CT’s mother assumed that getting him eligible for assistance from the State of Maine would mean that he would begin getting services — but that didn’t happen. The problem wasn’t his eligibility, but the availability of programs. He was placed on a waiting list in case a suitable placement opened up, but only twelve children in the state were getting services under the program and it didn’t look too promising.

Just after CT got eligible Maine decided to try to cut its Medicaid program by withdrawing its home and community-based services. Since those programs operate under a special waiver, it would be simple — Maine just stopped running a waiver program. But rather than re-institutionalize all patients already in the community, Maine announced that it would simply cut off new entries into the program, but would not remove services to those already receiving services.

Program officials assured CT’s mother that he would stay on the waiting list for placement. She received a letter from a program official telling her that Maine would “honor our mutual commitment to the children currently receiving, or those having already been approved for services in this waiver program.” Problem was, that letter was incorrect. Because CT was only eligible, not actually receiving services, he would be cut off from any future possible placement under the program.

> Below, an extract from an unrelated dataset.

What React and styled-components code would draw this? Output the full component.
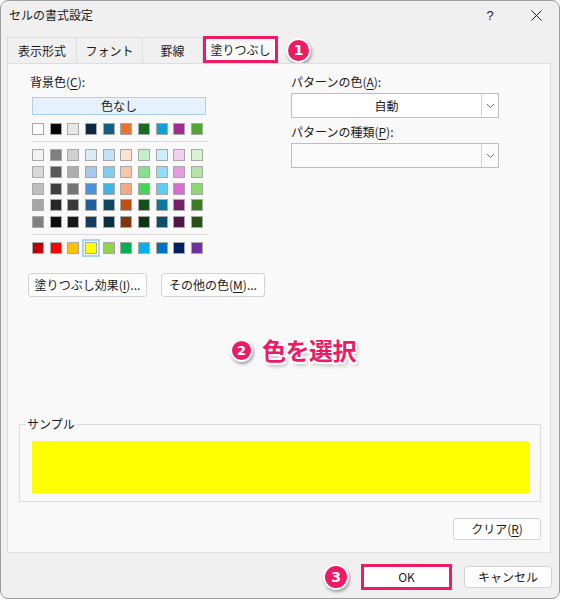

Four years later CT’s mother finally got a residential home in Maine to make a proposal to care for CT. The proposal was contingent on funding through the waiver program he had been eligible for during those four years. Unfortunately, the Maine Medicaid agency denied the request, pointing to the 2005 cut-off of all new service requests.

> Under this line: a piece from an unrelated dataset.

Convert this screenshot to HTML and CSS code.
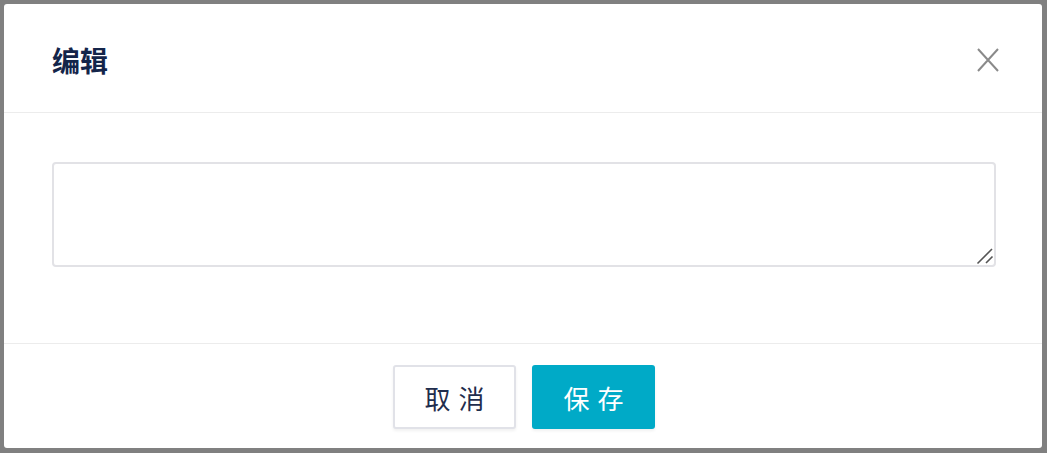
FILE: index.html
```html
<!DOCTYPE html>
<html lang="zh">
<head>
<meta charset="utf-8">
<link rel="stylesheet" href="styles.css">
</head>
<body>
<div class="overlay">
  <div class="modal">
    <div class="modal-header">
      <h2 class="modal-title">编辑</h2>
      <button class="close-btn" aria-label="关闭">
        <svg width="22" height="24" viewBox="0 0 22 24"><path d="M1 1 L21 23 M21 1 L1 23" stroke="#8a8a8a" stroke-width="2" fill="none"/></svg>
      </button>
    </div>
    <div class="modal-body">
      <div class="field-wrap">
        <textarea class="field"></textarea>
        <svg class="grip" width="18" height="18" viewBox="0 0 18 18"><path d="M1.5 16.5 L16 2 M10 16 L16.5 9.5" stroke="#555" stroke-width="1.6" fill="none"/></svg>
      </div>
    </div>
    <div class="modal-footer">
      <button class="btn btn-cancel">取消</button>
      <button class="btn btn-save">保存</button>
    </div>
  </div>
</div>
</body>
</html>
```
FILE: styles.css
```css
html, body {
  margin: 0;
  padding: 0;
  height: 100%;
}
body {
  background: #808080;
  font-family: "Noto Sans CJK SC", "Noto Sans", sans-serif;
}
.overlay {
  box-sizing: border-box;
  height: 100%;
  padding: 4px 5px 5px 4px;
  display: flex;
}
.modal {
  flex: 1;
  background: #fff;
  border-radius: 3px;
  display: flex;
  flex-direction: column;
}
.modal-header {
  height: 108px;
  border-bottom: 1px solid #ececec;
  display: flex;
  align-items: center;
  justify-content: space-between;
  padding: 0 43px 0 48px;
}
.modal-title {
  margin: 0;
  font-size: 28px;
  font-weight: 700;
  color: #14254a;
  line-height: 1;
  padding-top: 3px;
}
.close-btn {
  border: 0;
  background: none;
  padding: 0;
  width: 22px;
  height: 24px;
  display: flex;
  cursor: pointer;
  margin-top: 4px;
}
.modal-body {
  height: 231px;
  box-sizing: border-box;
  padding: 49px 46px 0 48px;
  border-bottom: 1px solid #ececec;
}
.field-wrap {
  position: relative;
}
.field {
  display: block;
  box-sizing: border-box;
  width: 100%;
  height: 105px;
  border: 2px solid #e2e2e6;
  border-radius: 4px;
  resize: none;
  outline: none;
  font-family: inherit;
}
.grip {
  position: absolute;
  right: 2px;
  bottom: 2px;
  pointer-events: none;
}
.modal-footer {
  flex: 1;
  display: flex;
  justify-content: center;
  align-items: flex-start;
  gap: 16px;
  padding: 21px 0 0 2px;
}
.btn {
  box-sizing: border-box;
  width: 123px;
  height: 64px;
  border-radius: 3px;
  font-family: "Noto Sans CJK SC", sans-serif;
  font-size: 26px;
  letter-spacing: 8px;
  padding: 0 0 0 8px;
  display: flex;
  align-items: center;
  justify-content: center;
  box-shadow: 0 2px 3px rgba(0, 0, 0, 0.06);
}
.btn-cancel {
  background: #fff;
  border: 2px solid #e1e2e8;
  color: #1f2d4d;
}
.btn-save {
  background: #00aac7;
  border: 0;
  color: #fff;
}
```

CT’s mother appealed, arguing that she had relied on the state’s misrepresentations and that CT was injured by the reversal. The agency denied her again, and a judge upheld that denial. She appealed to the Maine Supreme Court.

The Supreme Court Justices upheld the denial of services for CT. They analyzed the arguments by applying the legal principle of “equitable estoppel.” Under that doctrine, the courts can give relief to someone who has relied on another person’s representations if that reliance has worked to their detriment. The courts can order a result that would not be possible under contractual or other theories, in order to prevent a miscarriage of justice.

There are at least two problems with the application of equitable estoppel to CT’s case, however. First, there is a general rule that one can not assert equitable estoppel claims against the state itself. If an agent of the state misrepresents state policy, that does not usually create a right to recover on behalf of someone who was injured by relying on that misrepresentation.

The second problem with applying equitable estoppel principles to CT’s case is more serious, though. The Supreme Court noted that, though CT (through his mother) relied on the state’s misrepresentation, he was not injured by that reliance. Yes, he was injured — by the withdrawal of eligibility that had previously been extended. But that injury did not occur because he relied on the state’s misrepresentation — it occurred because the state cut back its program.

The Court notes that if CT’s mother had found him a placement shortly after his eligibility, she could have gotten him into the waiver program before it was closed. But the Justices did not see any persuasive evidence that she would have found such a placement but for the misrepresentations that he would remain eligible for future placements if they opened up. Mrs. T v. Commissioner of Department of Health and Human Services, February 2, 2012.

What might CT’s mother have done if she had known how his eligibility would be cut off? She might have found him a placement in Maine more quickly, but in Maine, as in other states, there simply were not enough providers to take care of all the state’s residents with disabilities. As state budgets shrink, we can expect to see variations of CT’s story play out in other states as programs and services are withdrawn from a vulnerable and needy population.